Present: All the Justices

Historic Alexandria Foundation,                                                       Appellant,

against        Record No. 200195
               Circuit Court No. CL19002249

City of Alexandria, et al.,                                                           Appellees.

                                                              Upon an appeal from a judgment
                                                       rendered by the Circuit Court of the City of
                                                       Alexandria.

       The Historic Alexandria Foundation (the “Foundation”) contends that the Circuit Court
of the City of Alexandria erred when it determined that the Foundation lacked standing to pursue
the claims asserted in this case.
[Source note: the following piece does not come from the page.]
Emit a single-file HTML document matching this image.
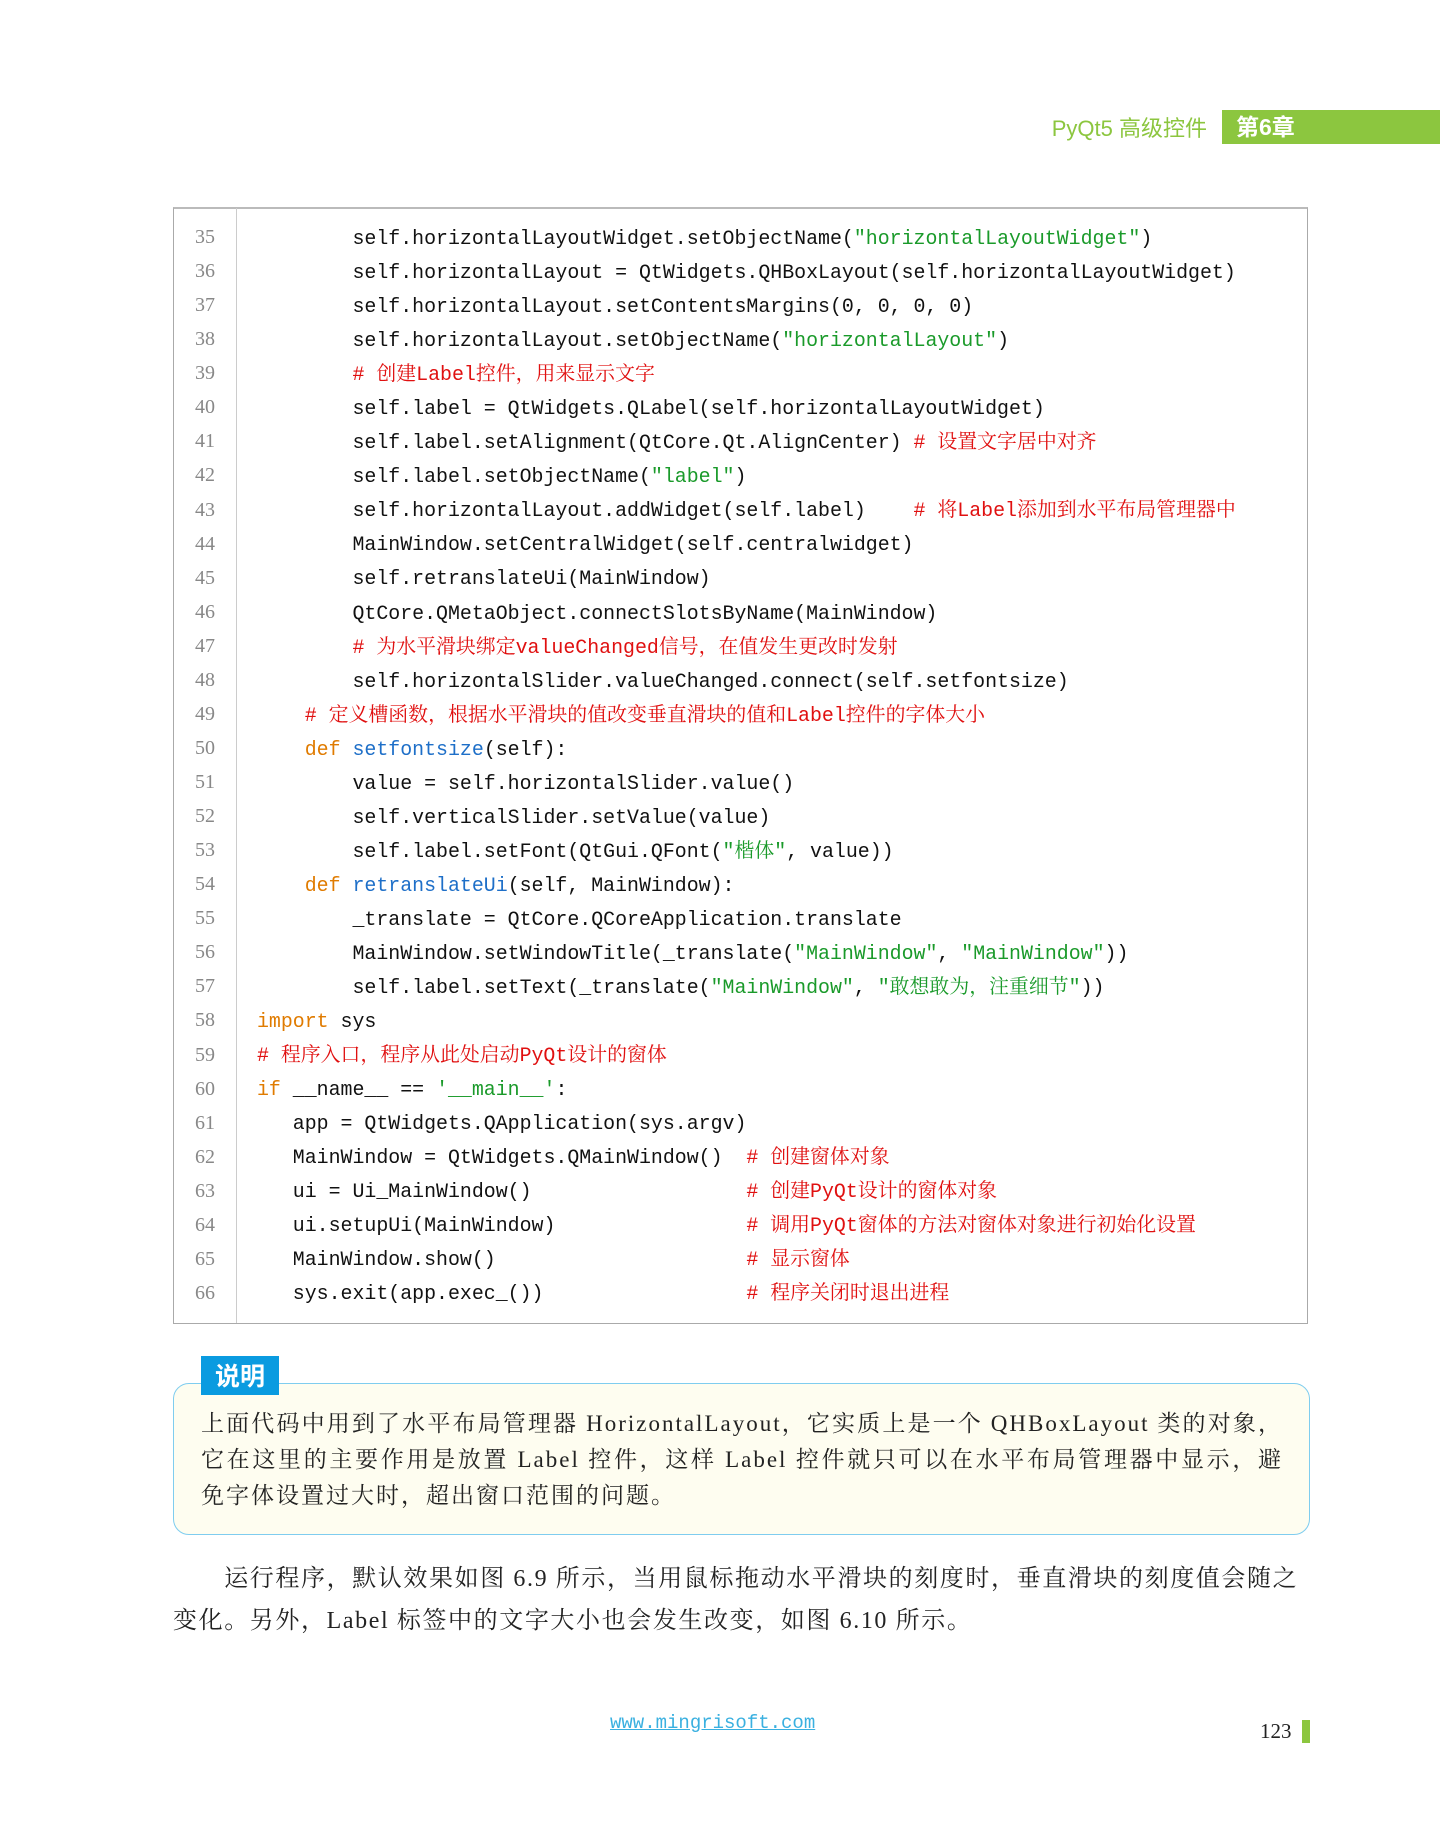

Upon consideration of the record, briefs, and argument of
counsel, the Court is of opinion that there is no error in the judgment of the circuit court.
                                        I. BACKGROUND

       This case involves the renovation of property located in the Old and Historic District of
the City of Alexandria. The property at issue was the residence of United States Supreme Court
Justice Hugo Black from 1939 until his death in 1971. An historic residence and spacious
grounds are located on the property. Since 1969, the property has been subject to an “open
space” easement. The easement imposes restrictions on the development of the property in order
to protect its historic structures and the open space surrounding them.
       Vowell, LLC, currently owns the property at issue. In 2018, Vowell filed applications
with the Old and Historic Alexandria District Board of Architectural Review (the “BAR”) to
obtain certain permits for the renovation of the property. Vowell also submitted its renovation
plans to the Virginia Department of Historic Resources (the “VDHR”), the holder of the open
space easement. * The VDHR subsequently determined that the proposed renovation complied
with the terms of the easement.
       The BAR held public hearings regarding Vowell’s applications on December 19, 2018,
and February 6, 2019. The Foundation opposed the applications. The BAR approved Vowell’s
applications following the second public hearing, and the Foundation appealed the BAR’s
decision to the Alexandria City Council pursuant to Alexandria Zoning Ordinance § 10-107(A).
       The City Council affirmed the BAR’s decision on May 15, 2019, at the conclusion of a
lengthy public hearing. The Foundation then appealed the City Council’s decision to the circuit
court pursuant to Alexandria Zoning Ordinance § 10-107(B). On appeal, the Foundation alleged
that it was “vitally interested in the proper administration of the Open Space Land Act and the
protections for historic properties provided by the Alexandria Zoning Ordinance[s].”
       The Foundation’s petition noted that the Foundation owns property in the Old and
Historic District that is located within approximately 1,500 feet of the property at issue. The
Foundation’s petition also alleged that the Foundation has granted open space easements to third
parties over some of its properties, and that the Foundation is a co-grantee of several other open
space easements.
       The petition explained that the Foundation was established “to advocate for the
preservation of Alexandria’s historic buildings, districts, and neighborhoods.” The petition also
highlighted certain actions of the Foundation that encouraged the preservation of the specific
property at issue. The petition noted that the Foundation awarded an honorary plaque to the
property in 1965 to recognize its historic and architectural significance. The petition also
claimed that the property was included in the “Historic American Buildings Survey” in 1966
based on research that was partially funded by the Foundation.
       Both Vowell and the City filed demurrers to the Foundation’s petition. Among other
things, Vowell and the City argued that the petition failed to allege sufficient facts to establish
that the Foundation had standing to pursue the appeal. The circuit court held a hearing regarding
the demurrers on October 23, 2019.
       After considering the parties’ arguments, the circuit court observed that Alexandria
Zoning Ordinance § 10-107(B) allows “aggrieved” parties to appeal certain decisions of the City


       *
      Although the easement was originally granted to the Virginia Historic Landmarks
Commission, this entity is now known as the Virginia Department of Historic Resources.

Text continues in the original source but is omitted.